Distributed transaction processing (TP) systems are designed to facilitate transactions that span heterogeneous, transaction-aware resources in a distributed environment. Supported by a distributed TP system, your application can combine into a transactional unit such diverse activities as retrieving a message from a Message Queuing queue, storing the message in a Microsoft SQL Server database, and removing all existing references to the message from an Oracle Server database. Because they span multiple data resources, it is important that distributed transactions enforce the ACID properties to maintain data consistency across all resources.

A distributed TP system consists of several cooperating entities, as described in the sections that follow. These entities are logical and can reside on the same computer or on different computers.

Transaction Processing (TP) Monitors

A TP monitor is software that sits between a transaction-aware application and a collection of resources. It maximizes operating system activities, streamlines network communications, and connects multiple clients to multiple applications that potentially access multiple data resources.

Instead of writing an application that manages a multiuser, distributed environment, you write an application that consists of single transaction requests. The monitor scales your application as required.

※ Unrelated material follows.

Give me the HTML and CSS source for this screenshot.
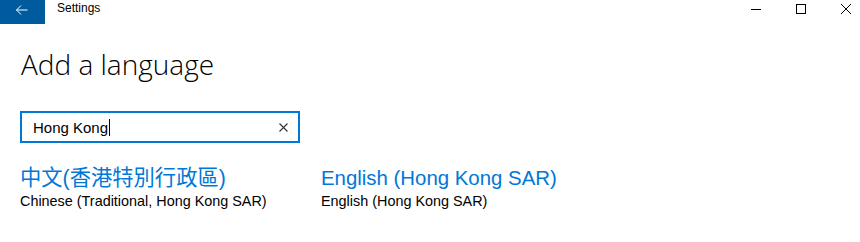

The Distributed Transaction Coordinator (DTC) is the TP monitor for Microsoft Windows 2000.

Transaction Managers

In a distributed transaction, each participating resource has a local transaction manager (TM) to track incoming and outgoing transactions on that computer. The TP monitor assigns one TM the additional task of coordinating all activities among local TMs. The TM that coordinates transaction activities is called the root or coordinating TM.

A TM coordinates and manages all transaction processing functions, but it is not equipped to manage data directly. Resource managers handle data-related activities.

Resource Managers

A resource manager is a system service that manages persistent or durable data in databases, durable message queues, or transactional file systems. The resource manager stores data and performs disaster recovery.

SQL Server and Message Queuing provide resource managers that participate in distributed transactions. Oracle, Sybase, Informix, IBM (for IBM DB2), and Ingres also provide compatible resource managers for their database products.

Resource Dispensers

A resource dispenser manages nondurable state that can be shared. For example, the Open Database Connectivity (ODBC) resource dispenser manages pools of database connections, reclaiming each connection when it is no longer needed.